WLRN Public Media | By Daniel Rivero
Published October 15, 2024 at 7:00 AM EDT
Cultural landmarks around the City of Miami find themselves in limbo. Theaters and community spaces are closed and face expensive repairs. In WLRN’s four-part series, Culture of Neglect, we’re shining light on what our community leaders are doing — or not doing — to restore these long-standing institutions.
When Miami Marine Stadium opened in 1963, it represented a new era for the growing city. A wave of Cuban refugees was rapidly transforming the city’s population, and one of those refugees, a 28-year-old Cuban architect Hilario Candela, designed the concrete building.
The city-owned venue had 6,000 seats facing toward the water with an unobstructed view of downtown Miami. Boat races were held there, but many other uses came to define it. A floating stage hosted musicians like Sammy Davis Jr. and Jimmy Buffet. Sunday mass was held there. President Richard Nixon held political rallies there.
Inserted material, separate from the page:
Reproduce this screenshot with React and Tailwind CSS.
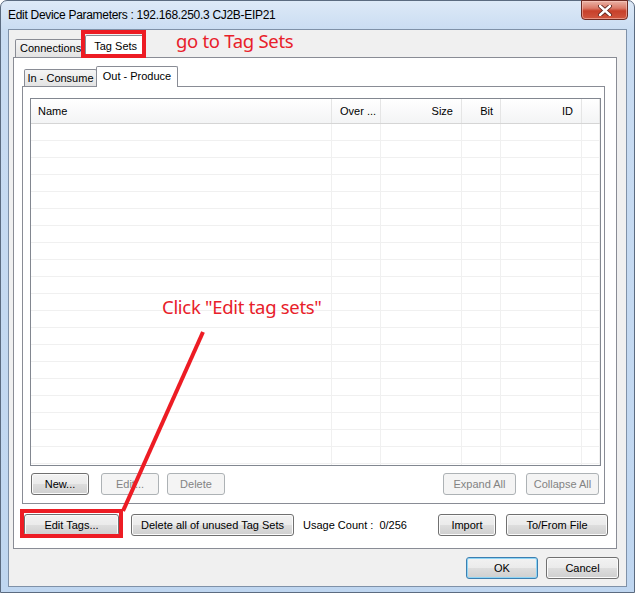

“Thank God the community embraced it from the outset,” Candela told WLRN back in 2013. “The community felt right away that it was open, it was accessible. It was to celebrate the point where the water and the land come together.”
After Hurricane Andrew in 1992, the City of Miami declared the building unsafe and applied to the federal government for assistance in tearing it down. But the stadium had insurance. When insurance inspections were undertaken, the inspections found that the building was structurally intact.
The city was forced to give the federal government the money back, and it would have to consider what to do with the stadium moving forward.
The city government chose to shut down the venue entirely.
Thirty-two years later, the Miami Marine Stadium is still there, looming over the water, abandoned by the city. It has now been abandoned for longer than it was operational.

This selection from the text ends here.